“I’m going for dinner,” my friend said when I asked about her trip to Montreal. She’s the owner of one of Calgary’s finest restaurants and it seemed like a long way to go for something to eat. “There’s a restaurant there that I love and I’ve got to go back,” she explained. She also had a good friend to visit and spent a few days there, but the trip was really motivated by that one particular restaurant.
Fine dining isn’t a new concept, of course; the Michelin Guide started awarding stars to restaurants back in 1926. And the wealthy have always prized a delicious meal in what used to be called “fancy” restaurants. Thirty years ago, many Canadians would dine out only when they travelled or for a special event such as a birthday or anniversary. By the 1990s, dining out had become a common way to socialize. It was recreational.
Recently, there has been another key change in the tourism industry: Some restaurants have become the reason for travel, rather than simply an amenity for the traveller.
Canadians used to go on vacation in a city for its museums, entertainment, shopping and culture, and they would find some nice places to eat as a bonus. Today, more and more travellers are choosing their destination because of a specific restaurant – the shopping and culture are now the added bonus.

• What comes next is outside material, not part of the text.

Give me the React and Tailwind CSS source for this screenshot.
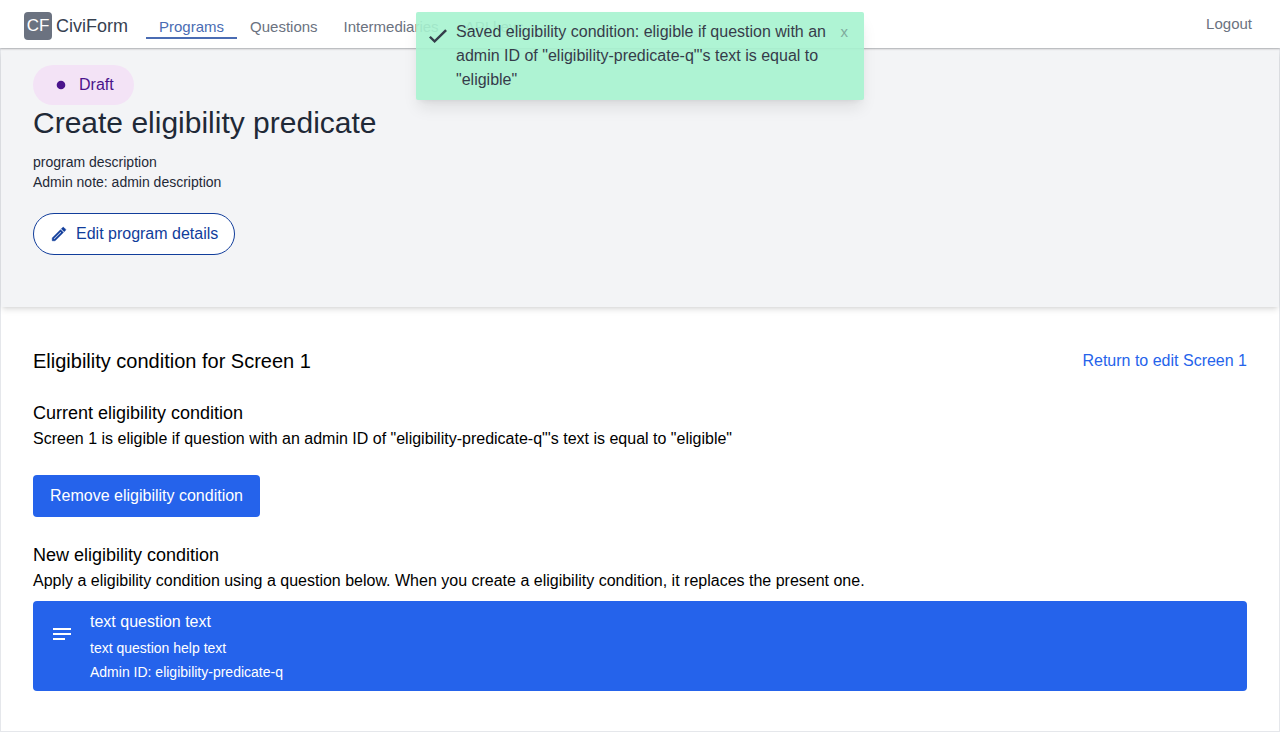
import React from "react";

const navItems = ["Questions", "Intermediaries", "API keys"];

function PencilIcon() {
  return (
    <svg
      className="size-[18px]"
      viewBox="0 0 24 24"
      fill="currentColor"
      stroke="currentColor"
      strokeWidth="0.7"
      aria-hidden="true"
    >
      <path d="M14.06 9.02l.92.92L5.92 19H5v-.92l9.06-9.06M17.66 3c-.25 0-.51.1-.7.29l-1.83 1.83 3.75 3.75 1.83-1.83c.39-.39.39-1.02 0-1.41l-2.34-2.34c-.2-.2-.45-.29-.71-.29zm-3.6 3.19L3 17.25V21h3.75L17.81 9.94l-3.75-3.75z" />
    </svg>
  );
}

function NavBar() {
  return (
    <nav className="relative z-10 flex h-12 items-center bg-white pl-6 pr-7 shadow-[0_1px_2px_rgba(0,0,0,0.25)]">
      <a href="#home" className="flex items-center gap-1 pt-1">
        <span className="flex size-7 items-center justify-center rounded-sm bg-[#6b7280] text-[17px] text-white">
          CF
        </span>
        <span className="text-lg text-[#374151]">CiviForm</span>
      </a>
      <div className="ml-[18px] flex pt-2 text-[15px] leading-5 text-[#6b7280]">
        <a href="#programs" className="border-b-2 border-[#4a6cb3] px-[13px] text-[#4a6cb3]">
          Programs
        </a>
        {navItems.map((item) => (
          <a key={item} href="#nav" className="px-[13px]">
            {item}
          </a>
        ))}
      </div>
      <a href="#logout" className="ml-auto text-[15px] leading-6 text-[#6b7280]">
        Logout
      </a>
    </nav>
  );
}

function Toast() {
  return (
    <div
      role="status"
      className="absolute left-1/2 top-3 z-20 flex w-md -translate-x-1/2 items-start rounded-xs bg-[#a7f3d0] px-3 py-2 text-[#1f2937] opacity-90 shadow-lg"
    >
      <svg className="mt-1.5 mr-2 size-5 shrink-0" viewBox="0 0 20 20" fill="currentColor" aria-hidden="true">
        <path d="M6.6 17 1 11.6l1.7-1.7 3.9 3.8L17.2 3.2 19 4.9z" />
      </svg>
      <p className="flex-1 text-base leading-6">
        Saved eligibility condition: eligible if question with an admin ID of "eligibility-predicate-q"'s text is equal
        to "eligible"
      </p>
      <button type="button" aria-label="Dismiss" className="ml-2 px-1 text-[15px] leading-6 opacity-40">
        x
      </button>
    </div>
  );
}

function ProgramHeader() {
  return (
    <header className="bg-[#f3f4f6] px-8 pb-13 pt-4 text-[#1f2937] shadow-md">
      <div className="flex h-10 w-fit items-center gap-2 rounded-full bg-[#f3e3f6] pl-[18px] pr-5 text-base text-[#4a148c]">
        <svg className="size-5" viewBox="0 0 20 20" fill="currentColor" aria-hidden="true">
          <circle cx="10" cy="10" r="4.3" />
        </svg>
        Draft
      </div>
      <h1 className="text-3xl leading-9">Create eligibility predicate</h1>
      <div className="mt-[11px] text-sm leading-5">
        <p>program description</p>
        <p>Admin note: admin description</p>
      </div>
      <button
        type="button"
        className="mt-[21px] flex h-[42px] items-center gap-2 rounded-full border border-[#113d9b] bg-white px-4 text-base text-[#113d9b]"
      >
        <PencilIcon />
        Edit program details
      </button>
    </header>
  );
}

export default function App() {
  return (
    <div className="relative min-h-screen bg-white font-['Liberation_Sans',Arial,sans-serif] text-black">
      <NavBar />
      <Toast />
      <main className="border border-[#e5e7eb]">
        <ProgramHeader />
        <div className="px-8 pb-10 pt-10">
          <div className="flex items-center justify-between">
            <h2 className="text-xl leading-7">Eligibility condition for Screen 1</h2>
            <a href="#screen" className="text-base leading-6 text-[#2563eb]">
              Return to edit Screen 1
            </a>
          </div>
          <section className="mt-6">
            <h3 className="text-lg leading-7">Current eligibility condition</h3>
            <p className="text-base leading-6">
              Screen 1 is eligible if question with an admin ID of "eligibility-predicate-q"'s text is equal to
              "eligible"
            </p>
            <button type="button" className="mt-6 h-[42px] rounded-sm bg-[#2563eb] px-[17px] text-base text-white">
              Remove eligibility condition
            </button>
          </section>
          <section className="mt-6">
            <h3 className="text-lg leading-7">New eligibility condition</h3>
            <p className="text-base leading-6">
              Apply a eligibility condition using a question below. When you create a eligibility condition, it
              replaces the present one.
            </p>
            <button
              type="button"
              className="mt-2 flex w-full items-start gap-4 rounded-sm bg-[#2563eb] px-[17px] py-[9px] text-left text-white"
            >
              <svg className="mt-3 size-6 shrink-0" viewBox="0 0 24 24" fill="currentColor" aria-hidden="true">
                <path d="M3 6h18v2H3zM3 11h18v2H3zM3 16h12v2H3z" />
              </svg>
              <span className="flex flex-col gap-1">
                <span className="text-base leading-6">text question text</span>
                <span className="text-sm leading-5">text question help text</span>
                <span className="text-sm leading-5">Admin ID: eligibility-predicate-q</span>
              </span>
            </button>
          </section>
        </div>
      </main>
    </div>
  );
}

There’s a significant economic element to this trend. Tourism is big business for most cities and provinces. When I spoke at the Ontario Tourism Summit last week, I realized how aggressively and passionately Canada’s largest province is turning to tourism to fill the economic void left by other industries.

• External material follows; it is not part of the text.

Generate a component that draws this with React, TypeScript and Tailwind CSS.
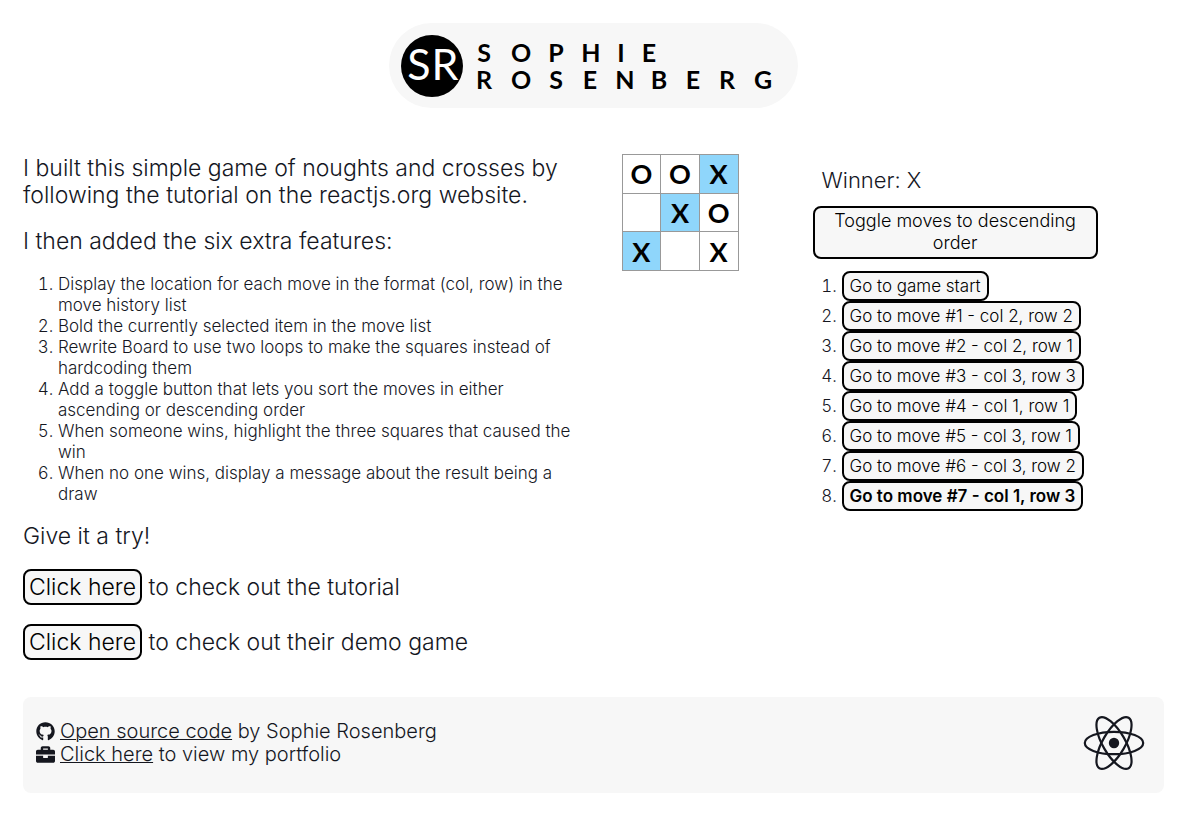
import React from "react";
import { FaBriefcase, FaGithub } from "react-icons/fa";

const features = [
  "Display the location for each move in the format (col, row) in the move history list",
  "Bold the currently selected item in the move list",
  "Rewrite Board to use two loops to make the squares instead of hardcoding them",
  "Add a toggle button that lets you sort the moves in either ascending or descending order",
  "When someone wins, highlight the three squares that caused the win",
  "When no one wins, display a message about the result being a draw",
];

const squares = ["O", "O", "X", "", "X", "O", "X", "", "X"];
const winningLine = [2, 4, 6];

const moves = [
  "Go to game start",
  "Go to move #1 - col 2, row 2",
  "Go to move #2 - col 2, row 1",
  "Go to move #3 - col 3, row 3",
  "Go to move #4 - col 1, row 1",
  "Go to move #5 - col 3, row 1",
  "Go to move #6 - col 3, row 2",
  "Go to move #7 - col 1, row 3",
];

function Logo() {
  return (
    <svg
      width="409"
      height="85"
      viewBox="0 0 409 85"
      role="img"
      aria-label="Sophie Rosenberg"
      className="max-w-full rounded-full bg-[#f7f7f7] font-[Lato,sans-serif]"
    >
      <circle cx="43" cy="43" r="31" fill="#000" />
      <g fill="#fff" fontSize="43" fontWeight="400" textAnchor="middle">
        <text x="30" y="57">S</text>
        <text x="56" y="57">R</text>
      </g>
      <g fontSize="25" fontWeight="700" textAnchor="middle">
        <text y="39" x="95 132 167 202 232 260">SOPHIE</text>
        <text y="66" x="95 132 167 201 236 270 304 338 374">ROSENBERG</text>
      </g>
    </svg>
  );
}

function ReactLogo() {
  return (
    <svg width="62" height="56" viewBox="-31 -28 62 56" role="img" aria-label="React" className="text-[#15171f]">
      <circle r="5.2" fill="currentColor" />
      <g fill="none" stroke="currentColor" strokeWidth="2.2">
        <ellipse rx="29.2" ry="11.2" />
        <ellipse rx="29.2" ry="11.2" transform="rotate(60)" />
        <ellipse rx="29.2" ry="11.2" transform="rotate(120)" />
      </g>
    </svg>
  );
}

function Board() {
  return (
    <div className="grid h-[117px] w-[117px] shrink-0 grid-cols-3 grid-rows-3 gap-px bg-[#999] p-px">
      {squares.map((value, i) => (
        <button
          key={i}
          aria-label={`Square ${i + 1}`}
          className={`flex items-center justify-center font-[Lato,sans-serif] text-[27px] leading-none font-bold text-black ${
            winningLine.includes(i) ? "bg-[#8fd6fb]" : "bg-white"
          }`}
        >
          {value}
        </button>
      ))}
    </div>
  );
}

function GameInfo() {
  return (
    <div className="ml-[74px] w-1/4 pt-3">
      <p className="pl-[9px] text-[22px] leading-7">Winner: X</p>
      <button className="mt-3 w-full rounded-lg border-2 border-black bg-[#f7f7f7] px-3 pt-[2px] pb-[3px] text-lg leading-[22px] text-black">
        Toggle moves to descending order
      </button>
      <ol className="mt-3 list-decimal pl-[29px] text-[17px]">
        {moves.map((move, i) => (
          <li key={move} className="h-[30px] leading-[26px]">
            <button
              className={`rounded-lg border-2 border-black bg-[#f7f7f7] px-[6px] leading-[26px] text-black ${
                i === moves.length - 1 ? "font-semibold" : ""
              }`}
            >
              {move}
            </button>
          </li>
        ))}
      </ol>
    </div>
  );
}

export default function App() {
  return (
    <div className="bg-white pt-[23px] pr-[25px] pl-[23px] font-[Inter,sans-serif] font-light text-[#15171f]">
      <header className="flex justify-center">
        <Logo />
      </header>
      <main className="mt-[46px] flex items-start">
        <section className="w-1/2 pt-px text-[23px] leading-[27px]">
          <p>
            I built this simple game of noughts and crosses by following the tutorial on the reactjs.org website.
          </p>
          <p className="mt-[19px]">I then added the six extra features:</p>
          <ol className="mt-[19px] list-decimal pr-4 pl-[35px] text-[17px] leading-[21px]">
            {features.map((feature) => (
              <li key={feature}>{feature}</li>
            ))}
          </ol>
          <p className="mt-[18px]">Give it a try!</p>
          <p className="mt-[19px] leading-9">
            <a href="#tutorial" className="inline-block rounded-lg border-2 border-black bg-[#f7f7f7] px-1 leading-8 text-black">
              Click here
            </a>{" "}
            to check out the tutorial
          </p>
          <p className="mt-[19px] leading-9">
            <a href="#demo" className="inline-block rounded-lg border-2 border-black bg-[#f7f7f7] px-1 leading-8 text-black">
              Click here
            </a>{" "}
            to check out their demo game
          </p>
        </section>
        <div className="ml-7">
          <Board />
        </div>
        <GameInfo />
      </main>
      <footer className="mt-[37px] flex h-24 items-center justify-between rounded-lg bg-[#f7f7f7] pr-[19px] pl-[13px] text-xl leading-[23px]">
        <div className="pb-1">
          <p className="flex items-center gap-[5px]">
            <FaGithub size={19} />
            <span>
              <a href="#source" className="underline decoration-1">Open source code</a> by Sophie Rosenberg
            </span>
          </p>
          <p className="flex items-center gap-[5px]">
            <FaBriefcase size={19} />
            <span>
              <a href="#portfolio" className="underline decoration-1">Click here</a> to view my portfolio
            </span>
          </p>
        </div>
        <div className="pb-1">
          <ReactLogo />
        </div>
      </footer>
    </div>
  );
}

Plenty of research shows that food as an experience is rising in popularity.
A 2010 report from the Canadian Restaurant and Foodservices Association noted that “Well over a third of Canadians could be described as ‘foodies’: 39 per cent say they love to try new foods and flavours and 37 per cent say they love to try new restaurants.” The same report noted that 28 per cent of Canadians listed “Go out to a restaurant” as their first choice for preferred activities with family and friends.

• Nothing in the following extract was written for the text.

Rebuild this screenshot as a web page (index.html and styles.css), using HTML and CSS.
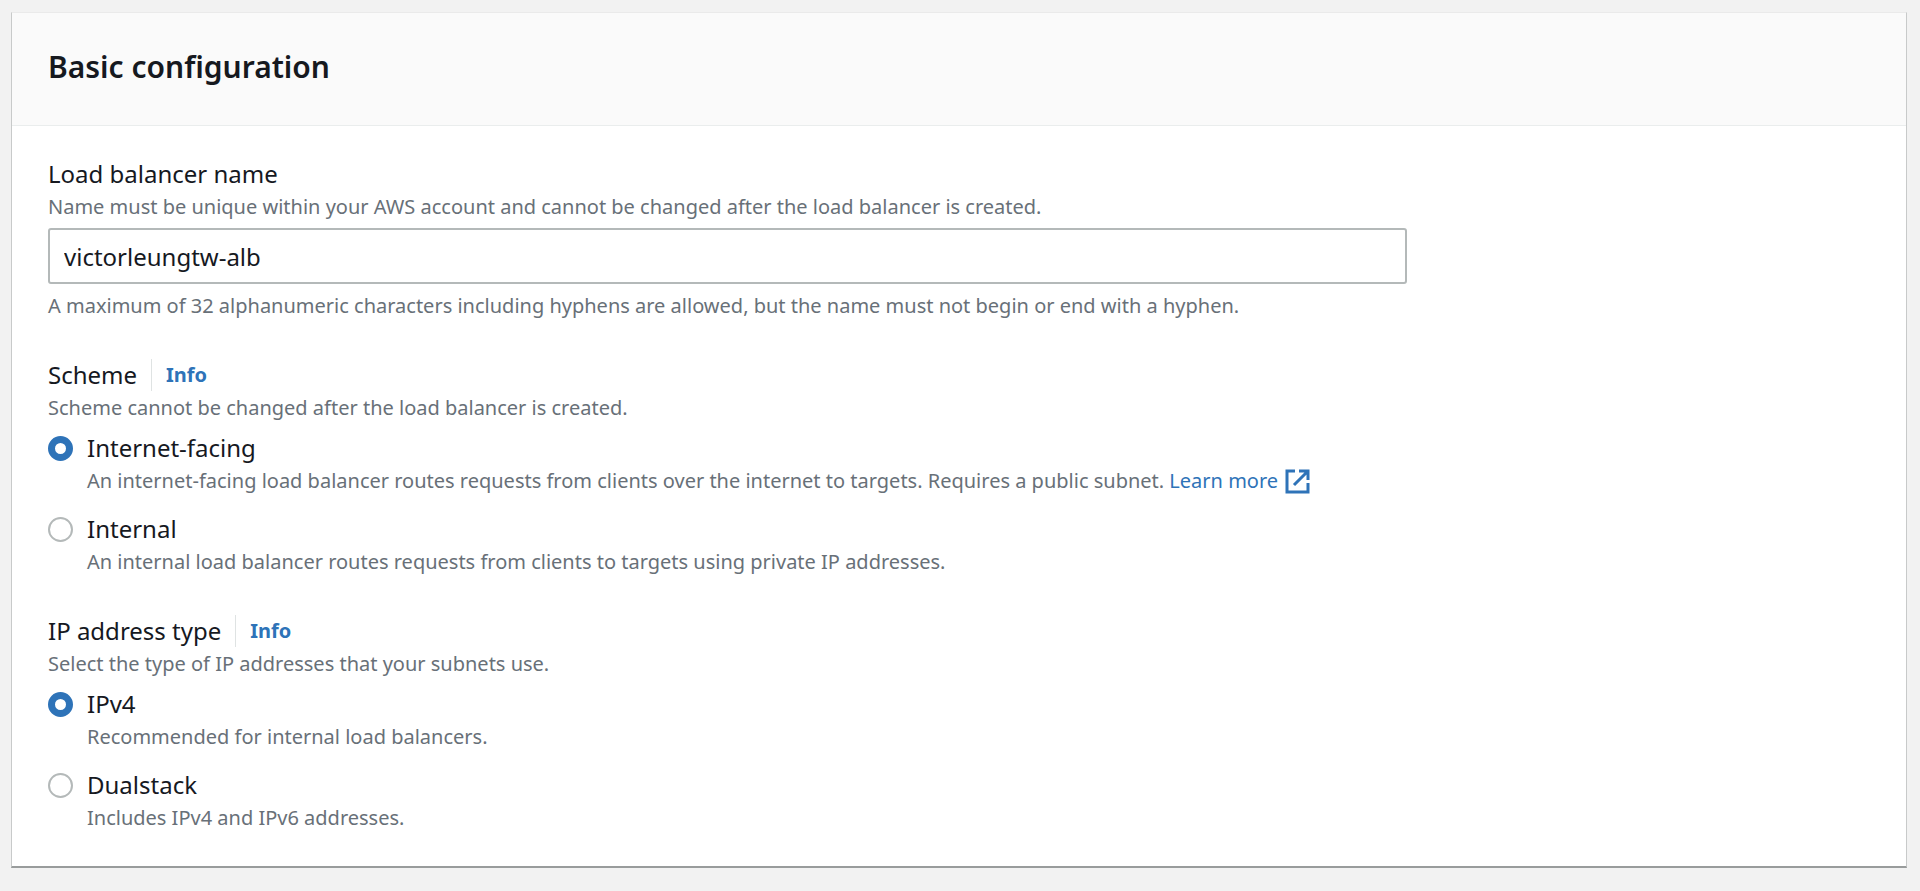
FILE: index.html
```html
<!DOCTYPE html>
<html lang="en">
<head>
    <meta charset="utf-8">
    <title>Basic configuration</title>
    <link rel="stylesheet" href="styles.css">
</head>
<body>
    <section class="container">
        <div class="header">
            <h2>Basic configuration</h2>
        </div>

        <form class="content">
            <div class="field">
                <label class="label" for="lbName">Load balancer name</label>
                <p class="description" id="lbNameDesc">Name must be unique within your AWS account and cannot be changed after the load balancer is created.</p>
                <input class="text-input" type="text" id="lbName" value="victorleungtw-alb" aria-describedby="lbNameDesc lbNameHint">
                <p class="description" id="lbNameHint">A maximum of 32 alphanumeric characters including hyphens are allowed, but the name must not begin or end with a hyphen.</p>
            </div>

            <div class="field" role="radiogroup" aria-labelledby="schemeLabel">
                <div class="label-row">
                    <span class="label" id="schemeLabel">Scheme</span>
                    <a class="info" href="#">Info</a>
                </div>
                <p class="description">Scheme cannot be changed after the load balancer is created.</p>
                <div class="options">
                    <div class="option">
                        <input type="radio" name="scheme" id="internetFacing" checked>
                        <div>
                            <label class="label" for="internetFacing">Internet-facing</label>
                            <p class="description">An internet-facing load balancer routes requests from clients over the internet to targets. Requires a public subnet. <a class="link" href="#">Learn more<svg class="external" viewBox="0 0 25 25" aria-hidden="true"><path d="M10 2H2v21h21v-9M14 2h9v9M22.500 2.500L9 16"/></svg></a></p>
                        </div>
                    </div>
                    <div class="option">
                        <input type="radio" name="scheme" id="internal">
                        <div>
                            <label class="label" for="internal">Internal</label>
                            <p class="description">An internal load balancer routes requests from clients to targets using private IP addresses.</p>
                        </div>
                    </div>
                </div>
            </div>

            <div class="field" role="radiogroup" aria-labelledby="ipLabel">
                <div class="label-row">
                    <span class="label" id="ipLabel">IP address type</span>
                    <a class="info" href="#">Info</a>
                </div>
                <p class="description">Select the type of IP addresses that your subnets use.</p>
                <div class="options">
                    <div class="option">
                        <input type="radio" name="ipType" id="ipv4" checked>
                        <div>
                            <label class="label" for="ipv4">IPv4</label>
                            <p class="description">Recommended for internal load balancers.</p>
                        </div>
                    </div>
                    <div class="option">
                        <input type="radio" name="ipType" id="dualstack">
                        <div>
                            <label class="label" for="dualstack">Dualstack</label>
                            <p class="description">Includes IPv4 and IPv6 addresses.</p>
                        </div>
                    </div>
                </div>
            </div>
        </form>
    </section>
</body>
</html>
```

FILE: styles.css
```css
* {
    box-sizing: border-box;
}
body {
    margin: 0;
    padding: 12px 13px 23px 11px;
    background-color: #f2f2f2;
    color: #16191f;
    font-family: "Noto Sans", "Open Sans", sans-serif;
}
.container {
    background-color: white;
    border: 1px solid #c8caca;
    border-top-color: #eaeaea;
    border-bottom: 2px solid #999c9c;
}
.header {
    padding: 34px 36px 38px;
    background-color: #fafafa;
    border-bottom: 1px solid #eaeded;
}
h2 {
    margin: 0;
    font-size: 30px;
    line-height: 40px;
    font-weight: 600;
}
.content {
    display: flex;
    flex-direction: column;
    gap: 36px;
    padding: 31px 36px 32px;
}
.label {
    display: block;
    font-size: 24px;
    line-height: 34px;
}
.description {
    margin: 0;
    color: #687078;
    font-size: 20px;
    line-height: 32px;
}
.text-input {
    display: block;
    width: calc(75% - 8px);
    height: 56px;
    margin: 5px 0 6px;
    padding: 0 14px;
    border: 2px solid #b4b9b9;
    border-radius: 3px;
    background-color: white;
    color: #16191f;
    font-family: inherit;
    font-size: 24px;
}
.label-row {
    display: flex;
    align-items: center;
}
.info {
    margin-left: 14px;
    padding-left: 14px;
    border-left: 1px solid #dfe3e3;
    color: #2e73b8;
    font-size: 20px;
    line-height: 32px;
    font-weight: 700;
    text-decoration: none;
}
.options {
    display: flex;
    flex-direction: column;
    gap: 15px;
    margin-top: 7px;
}
.option {
    display: flex;
    gap: 14px;
}
.option input {
    appearance: none;
    flex: none;
    width: 25px;
    height: 25px;
    margin: 5px 0 0;
    border: 2px solid #b4b9b9;
    border-radius: 50%;
    background-color: white;
}
.option input:checked {
    border: 7px solid #2e73b8;
}
.link {
    color: #2e73b8;
    text-decoration: none;
}
.external {
    width: 25px;
    height: 25px;
    margin-left: 7px;
    vertical-align: -6px;
    fill: none;
    stroke: #2e73b8;
    stroke-width: 3;
}
```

It’s big business, too: Full-service restaurants in Canada earned more than $23.5-billion in receipts over the past 12 months.
What has changed over the past decade is the rise of the celebrity chef, and by extension, the status of his or her restaurant. When television food pioneers Julia Child and The Galloping Gourmet (Graham Kerr) took to the airwaves, they likely never imagined the huge popularity of shows featuring superstar chefs and cooking competitions.
Most travel and lifestyle magazines feature an annual “top new restaurants” issue – and it’s often the most popular issue of the year. And in cities such as New York or London, where there are plenty of entertainment options, dinner is no longer something to eat quickly before the show on Broadway or the West End. Increasingly, dinner is the show.
Trends in food are always changing and chefs are constantly experimenting with new concepts. Unlike most museums, whose contents are largely static (except for occasional special exhibits), destination restaurants are nimble, offering new choices and experiences that give people a reason to return.
For economists, the concept of eating as experience, rather than a necessity, is of some interest. Destination dining represents a whole new economic category distinct from “fine dining.” It should be attracting the energy of economic development folks, especially in smaller centres that will never be able to establish a museum such as the Guggenheim or the Louvre.
It’s much easier, and less costly, for a city to attract a top chef – or even better, to invest in fostering its own crop of top chefs – than it is to build a major concert hall. And although one or two destination restaurants won’t generate a huge number of jobs, they will help diversify an economy. They also spur other industries such as local agriculture, interior design and architecture.
Food as art. Dining as entertainment. These trends are more than just interesting ways for Canadians to spend money. They also represent the changing tastes and attitudes in a society, and offer fascinating new economic development possibilities.